• **Task to complete**:
Say how many lines in the data below contain the word "page", and give no other text.

• **Dataset excerpt**:
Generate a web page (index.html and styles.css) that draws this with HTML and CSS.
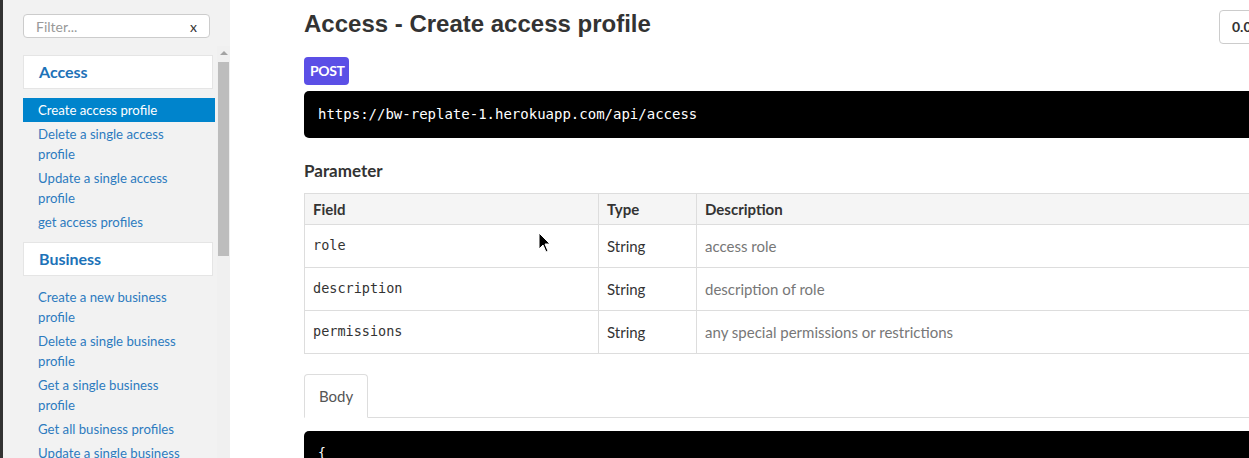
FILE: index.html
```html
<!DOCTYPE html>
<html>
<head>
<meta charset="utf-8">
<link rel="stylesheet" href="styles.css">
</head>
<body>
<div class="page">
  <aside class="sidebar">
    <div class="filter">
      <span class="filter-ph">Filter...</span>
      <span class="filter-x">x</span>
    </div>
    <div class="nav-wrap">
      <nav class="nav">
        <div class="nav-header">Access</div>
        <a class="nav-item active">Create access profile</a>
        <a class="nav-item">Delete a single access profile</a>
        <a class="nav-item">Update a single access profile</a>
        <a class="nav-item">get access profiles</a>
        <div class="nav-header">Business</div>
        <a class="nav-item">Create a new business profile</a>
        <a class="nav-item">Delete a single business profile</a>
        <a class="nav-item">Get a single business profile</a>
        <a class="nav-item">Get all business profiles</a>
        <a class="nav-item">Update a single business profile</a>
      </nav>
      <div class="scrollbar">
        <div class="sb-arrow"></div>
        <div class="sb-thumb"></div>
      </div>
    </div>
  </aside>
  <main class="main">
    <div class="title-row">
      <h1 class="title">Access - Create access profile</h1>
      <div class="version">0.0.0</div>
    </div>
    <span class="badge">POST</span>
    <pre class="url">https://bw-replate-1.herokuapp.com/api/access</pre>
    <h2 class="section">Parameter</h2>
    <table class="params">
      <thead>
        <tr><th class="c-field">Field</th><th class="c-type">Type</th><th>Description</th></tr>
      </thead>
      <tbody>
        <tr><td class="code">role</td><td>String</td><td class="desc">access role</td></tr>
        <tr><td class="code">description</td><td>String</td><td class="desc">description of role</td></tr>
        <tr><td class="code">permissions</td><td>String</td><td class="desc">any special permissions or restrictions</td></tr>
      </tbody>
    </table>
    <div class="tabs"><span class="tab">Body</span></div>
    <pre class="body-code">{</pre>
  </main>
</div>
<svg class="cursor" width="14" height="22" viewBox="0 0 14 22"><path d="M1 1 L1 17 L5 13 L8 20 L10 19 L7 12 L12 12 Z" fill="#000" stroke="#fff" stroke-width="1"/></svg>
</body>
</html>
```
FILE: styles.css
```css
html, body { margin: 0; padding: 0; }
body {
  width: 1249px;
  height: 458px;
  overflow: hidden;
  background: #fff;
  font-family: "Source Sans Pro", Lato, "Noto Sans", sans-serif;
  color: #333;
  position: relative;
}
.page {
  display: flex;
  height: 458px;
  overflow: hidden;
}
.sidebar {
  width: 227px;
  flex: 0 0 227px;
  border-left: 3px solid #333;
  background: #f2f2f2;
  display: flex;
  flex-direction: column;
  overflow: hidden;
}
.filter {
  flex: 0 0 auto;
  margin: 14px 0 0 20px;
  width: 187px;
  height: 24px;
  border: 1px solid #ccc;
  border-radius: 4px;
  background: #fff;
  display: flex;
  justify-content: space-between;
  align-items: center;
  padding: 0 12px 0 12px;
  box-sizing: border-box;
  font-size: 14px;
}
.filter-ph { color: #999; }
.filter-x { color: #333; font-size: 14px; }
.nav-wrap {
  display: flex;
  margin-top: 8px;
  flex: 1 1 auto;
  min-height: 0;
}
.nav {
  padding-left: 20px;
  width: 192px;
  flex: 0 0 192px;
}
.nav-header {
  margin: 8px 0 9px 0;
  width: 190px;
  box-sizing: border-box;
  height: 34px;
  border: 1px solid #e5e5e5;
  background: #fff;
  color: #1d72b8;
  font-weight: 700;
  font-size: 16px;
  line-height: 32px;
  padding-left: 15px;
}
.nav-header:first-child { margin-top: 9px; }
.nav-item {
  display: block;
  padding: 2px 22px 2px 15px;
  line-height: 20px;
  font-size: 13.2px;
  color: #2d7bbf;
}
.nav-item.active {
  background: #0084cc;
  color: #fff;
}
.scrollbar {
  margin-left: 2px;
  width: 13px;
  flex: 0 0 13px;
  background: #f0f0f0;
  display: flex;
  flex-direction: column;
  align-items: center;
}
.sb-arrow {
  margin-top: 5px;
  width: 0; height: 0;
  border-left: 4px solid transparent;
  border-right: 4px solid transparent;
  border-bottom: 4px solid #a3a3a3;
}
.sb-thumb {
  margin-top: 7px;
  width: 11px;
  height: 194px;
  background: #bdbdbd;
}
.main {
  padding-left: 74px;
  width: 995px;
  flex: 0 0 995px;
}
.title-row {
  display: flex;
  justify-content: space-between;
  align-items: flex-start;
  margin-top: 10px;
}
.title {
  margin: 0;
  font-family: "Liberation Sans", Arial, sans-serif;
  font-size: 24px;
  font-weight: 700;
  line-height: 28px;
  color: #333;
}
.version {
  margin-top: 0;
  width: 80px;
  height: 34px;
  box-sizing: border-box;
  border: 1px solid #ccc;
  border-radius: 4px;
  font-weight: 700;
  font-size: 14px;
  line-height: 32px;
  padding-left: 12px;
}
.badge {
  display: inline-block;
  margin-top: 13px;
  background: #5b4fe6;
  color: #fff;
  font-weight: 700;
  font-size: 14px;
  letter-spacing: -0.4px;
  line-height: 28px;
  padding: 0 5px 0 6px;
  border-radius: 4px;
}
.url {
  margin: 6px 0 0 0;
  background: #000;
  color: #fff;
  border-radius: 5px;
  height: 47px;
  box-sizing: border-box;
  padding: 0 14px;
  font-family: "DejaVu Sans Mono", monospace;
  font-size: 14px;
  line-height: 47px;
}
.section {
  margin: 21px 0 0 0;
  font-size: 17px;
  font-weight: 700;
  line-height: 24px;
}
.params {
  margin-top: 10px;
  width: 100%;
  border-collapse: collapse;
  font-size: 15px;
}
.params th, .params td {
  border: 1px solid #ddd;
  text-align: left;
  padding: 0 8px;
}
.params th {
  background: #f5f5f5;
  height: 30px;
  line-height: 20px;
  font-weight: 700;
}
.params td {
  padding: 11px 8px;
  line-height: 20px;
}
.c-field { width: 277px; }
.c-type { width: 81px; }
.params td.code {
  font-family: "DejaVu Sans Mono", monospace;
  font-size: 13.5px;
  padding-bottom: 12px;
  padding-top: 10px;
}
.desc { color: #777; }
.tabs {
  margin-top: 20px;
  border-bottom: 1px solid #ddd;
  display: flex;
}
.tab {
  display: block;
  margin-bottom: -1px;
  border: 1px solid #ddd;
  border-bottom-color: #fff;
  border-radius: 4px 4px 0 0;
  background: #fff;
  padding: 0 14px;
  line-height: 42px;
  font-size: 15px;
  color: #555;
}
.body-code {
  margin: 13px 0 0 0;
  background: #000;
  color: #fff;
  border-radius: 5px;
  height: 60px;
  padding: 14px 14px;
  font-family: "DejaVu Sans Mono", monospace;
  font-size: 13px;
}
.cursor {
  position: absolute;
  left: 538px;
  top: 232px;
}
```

• **Solution**:
3